In the aftermath of the attacks on Pearl Harbor during World War Two, stories emerged of sailors who were trapped in the sunken battleships. Some even survived for weeks.
Those who were trapped underwater banged continuously on the side of the ship so that anyone would hear them and come to their rescue. When the noises were first heard many thought it was just loose wreckage or part of the clean-up operation for the destroyed harbor.
However the day after the attack, crewmen realised that there was an eerie banging noise coming from the forward hull of the USS West Virginia, which had sunk in the harbor.
It didn’t take long for the crew and Marines based at the harbor to realise that there was nothing they could do. They could not get to these trapped sailors in time. Months later rescue and salvage men who raised the USS West Virginia found the bodies of three men who had found an airlock in a storeroom but had eventually run out of air.
They were Ronald Endicott, 18, Clifford Olds, 20, and Louis Costin, 21. Within the storeroom was a calendar and they had crossed off every day that they had been alive – 16 days had been crossed off using a red pencil. The men would have been below deck when the attack happened, so it is unlikely that they knew what was happening.

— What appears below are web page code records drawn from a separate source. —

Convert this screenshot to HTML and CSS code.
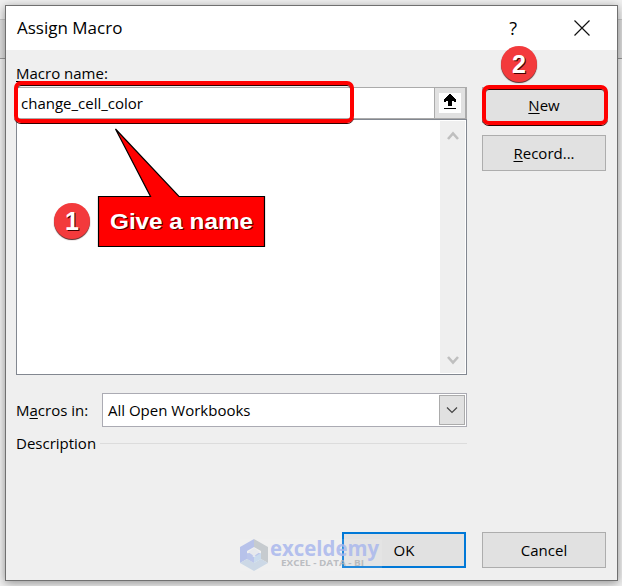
FILE: index.html
```
<!DOCTYPE html>
<html lang="en">
<head>
<meta charset="utf-8">
<title>Assign Macro</title>
<link rel="stylesheet" href="styles.css">
</head>
<body>
<main class="dialog">
  <header class="titlebar">
    <h1 class="title"><span class="t-title">Assign Macro</span></h1>
    <span class="help">?</span>
    <svg class="close" width="16" height="16" viewBox="0 0 16 16"><path d="M.5.5l15 15M15.5.5l-15 15" fill="none" stroke="#111" stroke-width="1.2"/></svg>
  </header>
  <div class="content">
    <section class="fields">
      <label class="label t-name"><u>M</u>acro name:</label>
      <div class="name-row">
        <span class="value t-value">change_cell_color</span>
        <span class="ref-button"><svg width="22" height="20" viewBox="0 0 22 20" shape-rendering="crispEdges"><path fill="#fff" d="M0 0h22v20H0z"/><path d="M10 1h2v1h1v1h1v1h1v1h1v1h1v3h-2V8h-2v5H9V8H7v1H5V6h1V5h1V4h1V3h1V2h1zM5 15h12v1H5z"/></svg></span>
      </div>
      <div class="list">
        <div class="scrollbar">
          <svg width="12" height="10" viewBox="0 0 12 10"><path d="M1 8l5-5.500 5 5.500" fill="none" stroke="#bfbfbf" stroke-width="2.600"/></svg>
          <svg width="12" height="10" viewBox="0 0 12 10"><path d="M1 2l5 5.500 5-5.500" fill="none" stroke="#bfbfbf" stroke-width="2.600"/></svg>
        </div>
      </div>
      <div class="combo-row">
        <label class="t-in">M<u>a</u>cros in:</label>
        <div class="combo"><span class="t-combo">All Open Workbooks</span><span class="drop"><svg width="12" height="8" viewBox="0 0 12 8"><path d="M1 1.500l5 5 5-5" fill="none" stroke="#444" stroke-width="1.200"/></svg></span></div>
      </div>
      <div class="description"><span class="t-desc">Description</span><i class="rule"></i></div>
    </section>
    <aside class="actions">
      <button class="button"><span class="t-new"><u>N</u>ew</span></button>
      <button class="button"><span class="t-record"><u>R</u>ecord...</span></button>
    </aside>
  </div>
  <footer class="footer">
    <button class="button primary"><span>OK</span></button>
    <button class="button"><span class="t-cancel">Cancel</span></button>
  </footer>
</main>

<div class="mark mark-name"></div>
<div class="mark mark-new"></div>
<svg class="callout" width="170" height="122" viewBox="0 0 170 122">
  <path d="M1.500 70.500H53.500L18.500 3 82 70.500H167.500V120.500H1.500z" fill="#f00" stroke="#000" stroke-width="1.200"/>
  <text class="callout-text shade" x="14" y="104" textLength="143" lengthAdjust="spacingAndGlyphs">Give a name</text>
  <text class="callout-text" x="13" y="103" textLength="143" lengthAdjust="spacingAndGlyphs">Give a name</text>
</svg>
<div class="badge badge-one">1</div>
<div class="badge badge-two">2</div>
<div class="watermark">
  <svg width="28" height="32" viewBox="0 0 28 32"><path d="M14 0L0 8v16l7-4v-8l7-4z" fill="#aebbea"/><path d="M14 0l14 8v16l-7-4v-8l-7-4z" fill="#bfc5ca"/><path d="M0 24l7-4 7 4 7-4 7 4-14 8z" fill="#c6d5e5"/><path d="M14 11l7 4v5l-7-4-7 4v-5z" fill="#b2bfeb"/><path d="M7 14l7 4v6l-7-4z" fill="#b2bfeb"/><path d="M21 14l-7 4v6l7-4z" fill="#c4d8ed"/><path d="M14 9l6 4-6 4-6-4z" fill="#e6e9ed"/></svg>
  <svg width="112" height="32" viewBox="0 0 112 32"><text class="brand" x="2" y="17" textLength="109" lengthAdjust="spacingAndGlyphs">exceldemy</text><text class="tagline" x="13" y="27" textLength="83" lengthAdjust="spacingAndGlyphs">EXCEL - DATA - BI</text></svg>
</div>
</body>
</html>
```

FILE: styles.css
```
* { box-sizing: border-box; }
body {
  margin: 0;
  width: 622px;
  height: 586px;
  padding: 5px;
  overflow: hidden;
  position: relative;
  background: linear-gradient(#f0f0f0 19px, #c8c8c8 19px 20px, #dedede 20px 58px, #999 58px 59px, #f0f0f0 59px);
  font: 15px/20px "Open Sans", "Noto Sans", sans-serif;
  color: #000;
}
u { text-decoration-thickness: 1px; text-underline-offset: 2px; }
.dialog {
  width: 613px;
  height: 576px;
  border: 1px solid #707070;
  background: #efefef;
  box-shadow: 0 2px 9px rgba(0, 0, 0, .4);
  display: flex;
  flex-direction: column;
}
.titlebar {
  height: 44px;
  background: #fff;
  display: flex;
  align-items: center;
  padding: 0 27px 0 11px;
}
.title { margin: 0; flex: 1; font-size: 17px; font-weight: 400; line-height: 24px; }
.help { font-size: 19px; margin-right: 57px; line-height: 24px; transform: scaleX(.95); }
.content { display: flex; gap: 15px; padding: 0 11px 0 10px; flex: 1; }
.fields { width: 451px; display: flex; flex-direction: column; }
.label { height: 37px; padding-top: 13px; }
.name-row {
  height: 32px;
  display: flex;
  border: 1px solid #ababab;
  border-right-width: 0;
  background: #fff;
  align-items: center;
  padding-left: 4px;
}
.value { flex: 1; }
.ref-button {
  width: 33px;
  height: 32px;
  border: 2px solid #ababab;
  border-width: 1px 2px 1px 1px;
  background: #e1e1e1;
  display: flex;
  align-items: center;
  justify-content: center;
}
.list { height: 256px; border: 1px solid #828790; background: #fff; display: flex; justify-content: flex-end; padding: 1px; }
.scrollbar { width: 25px; background: #efefef; display: flex; flex-direction: column; justify-content: space-between; align-items: center; padding: 10px 0 8px; }
.combo-row { display: flex; margin-top: 18px; height: 34px; align-items: center; justify-content: space-between; }
.combo { width: 365px; height: 34px; border: 1px solid #ababb3; background: #fff; padding: 1px 1px 1px 5px; display: flex; justify-content: space-between; align-items: center; }
.drop { width: 26px; height: 30px; border: 1px solid #ababab; background: #e1e1e1; display: flex; justify-content: center; align-items: center; }
.description { display: flex; align-items: center; height: 20px; margin-top: 6px; }
.rule { margin-left: auto; width: 367px; height: 1px; background: #dcdcdc; }
.actions { padding-top: 37px; display: flex; flex-direction: column; gap: 12px; }
.button { width: 124px; height: 36px; border: 1px solid #adadad; background: #e1e1e1; padding: 0; font: inherit; color: #000; border-radius: 0; }
.primary { border: 2px solid #0078d7; }
.footer { display: flex; justify-content: flex-end; gap: 16px; padding: 0 11px 12px; }
.mark { position: absolute; border: 4px solid #f00; border-radius: 7px; box-shadow: 0 1px 0 #300, inset 0 1px 0 #300; }
.mark-name { left: 14px; top: 81px; width: 340px; height: 42px; }
.mark-new { left: 482px; top: 85px; width: 126px; height: 40px; }
.callout { position: absolute; left: 97px; top: 126px; }
.callout-text { font: 700 22px "Liberation Sans", sans-serif; fill: #fff; }
.shade { fill: #500; }
.badge {
  position: absolute;
  width: 36px;
  height: 36px;
  border-radius: 50%;
  background: #f33a3c;
  box-shadow: 0 1px 1px #522;
  color: #fff;
  text-align: center;
  font: 700 25px/36px "Liberation Sans", sans-serif;
  text-shadow: 1px 1px 0 #400;
}
.badge-one { left: 54px; top: 203px; }
.badge-two { left: 501px; top: 46px; }
.watermark { position: absolute; left: 240px; top: 539px; width: 142px; height: 32px; display: flex; background: rgba(255, 255, 255, .16); opacity: .85; }
.brand { font: 700 21px "Open Sans", sans-serif; fill: #aab8ed; }
.tagline { font: 700 8px "Open Sans", sans-serif; fill: #b2b5ba; }
```
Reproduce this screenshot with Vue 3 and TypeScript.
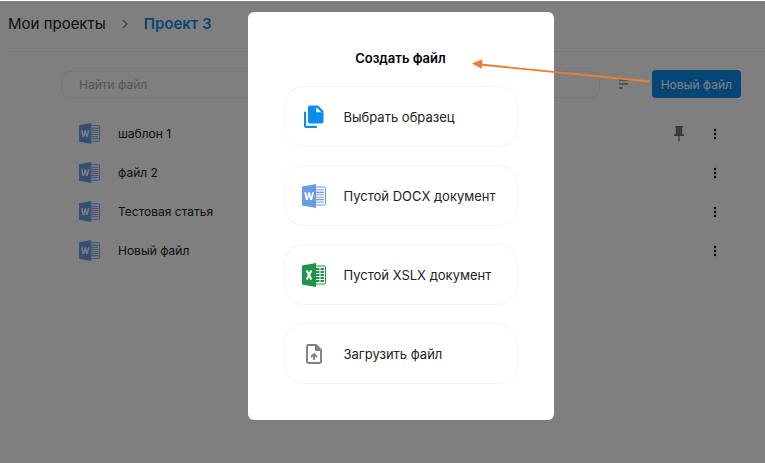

Those who survived the attack and were crew on the USS West Virginia have remembered the story and retold it quietly as a story of bravery and determination of the young soldiers.
In truth, the US Navy had never told their families how long the three men had survived for, instead telling them that they had been killed in the attack on the harbour. Their brothers and sisters eventually discovered the truth but were so saddened that they did not speak of it.
One of Clifford’s friends and comrades Jack Miller often returned to the harbour and would pray for his friend at the site of the sunken wreck. He says that just the night before the attack they had been drinking beer together, and he had wanted to rescue him desperately in the days after the attack.
However there was no way of any rescue crews getting to them since if they cut a hole in the ship, it would flood it, and if they tried to use a blowtorch it could explode since there was too much oil and gasoline in the water.
Survivors say that no one wanted to go on guard duty anywhere near the USS West Virginia since they would hear the banging of trapped survivors all night long, but with nothing that could be done.